Thaiz Cantasini
Sinto-me vitoriosa por ser separada e ter caçado meu próprio canto. Adoro minha casa, a varanda sem horário, o pé de manjericão, meu pisca-pisca ligado na sala sem ser Natal. A casa é alugada, mas é o melhor que posso fazer por mim e por minha filha agora. Gostamos tanto daqui!
Sinto-me vitoriosa por ser separada e ter caçado meu próprio canto. Adoro minha casa, a varanda sem horário, o pé de manjericão, meu pisca-pisca ligado na sala sem ser Natal. A casa é alugada, mas é o melhor que posso fazer por mim e por minha filha agora. Gostamos tanto daqui!
Mas não se engane,
leitorx: a vida não deixou de esbofetear e de rir da minha cara. Mas agora com
uma diferença: sei responder, afiei minha língua nessa pedra-de-amolar (que é o
cotidiano) e apurei o meu silêncio ao ponto de tornar-me completamente indiferente
ou no mínimo piedosa quando a vida resolve ser cínica, arrogante ou babaca
comigo. Uso a palavra vida aqui como uma metáfora.
Foi importante ter
estudado e ainda estar estudando. Eu tenho 35 anos e faço mestrado em Artes
Cênicas.
Estudando pude conhecer
outras mulheres, trocar conhecimentos, revigorar vida e arte, livros e con-vivências.

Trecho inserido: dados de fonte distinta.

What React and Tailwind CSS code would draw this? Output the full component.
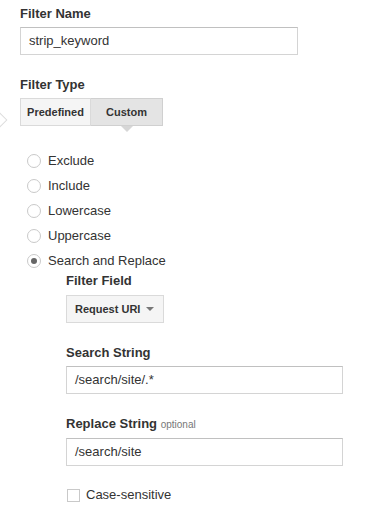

Toda mulher pode romper o exílio. E outras vão nos acolher porque nós sabemos
umas das outras.
Comecei a escrever
este texto depois de pensar no meu exílio e hoje consigo perceber que estou em
movimento. Não nasci prá ficar estacionada. Não sinto tesão por gente
estacionada.
Digo isso depois de
engolir um marasmo enorme e por isso hoje sou mesmo insuportável. Sou
insuportável porque não caibo em mim, estou em estado de criação e de poesia o
tempo todo. Descobri que transbordo e aviso para as outras que o casamento
precisa ser reinventado desde o termo, que esse negócio de fundir e virar um, só
faz mesmo, com o tempo, é anular quem a gente é. Não posso falar pela
experiência de todas, mas eu, cá com meus percalços, arrisquei-me em exercitar
ser várias, experimentar a dimensão da minha existência e não justificar o que
opto quando o assunto é o MEU corpo.
Eu não me censuro
porque descobri que tenho direito de ser e de respeitar meus desejos, meus
sonhos. Eu atropelei por muito tempo os meus devires e por pouco não os matei: fiz
um curso de Direito por 9 anos querendo o tempo todo estudar teatro...e quando
saí, exigiram que eu carregasse só a culpa já que havia renunciado o diploma (“Tadinha,
ela não deu certo”). Abaixei muito a minha cabeça para um bando de homem dentro
e fora de casa. Acorcundei. Cedi o meu corpo como coisa aí pro mundo porque não
era senhora de nada, nem senhora de mim. Obedeci demais. Obedeci porque tive
medo. Obedeci porque “se não obedecer, apanha”. Mas a surra maior que a gente leva
é por obedecer demais. Eu fugi de casa, eu fugi do curso que não queria fazer,
eu fugi do casamento. Escapei, mas não ilesa. Nunca estamos ilesas. E faço arte
hoje pelas brechas que encontro para fugir das prisões desse cotidiano-mulher
que estica seu tapete de sangue vermelho-ancestral e eu quero uma história diferente
das que conheci.
Eu teria virado
nada se não descobrisse que eu sempre fui uma feminista (e isso gritou depois da
morte de minha mãe em 1996, quando a família achou que eu precisava de vigília
reforçada por ser a única mulher da casa: casar virgem, ter horário para chegar
e sair, fechar as pernas.) e que existem mulheres com histórias parecidas com a
minha...e que nem todas estão vivas (ou autorizadas) para um papo reto sobre
isso. Sim, nós deixamos de fazer muita coisa por sermos mulheres.
Casar e ter filhxs
foi para muitas a única possibilidade de destino.
Deixe-me escrever
um poema por dia e aos poucos vou sendo o que eu achar melhor prá mim.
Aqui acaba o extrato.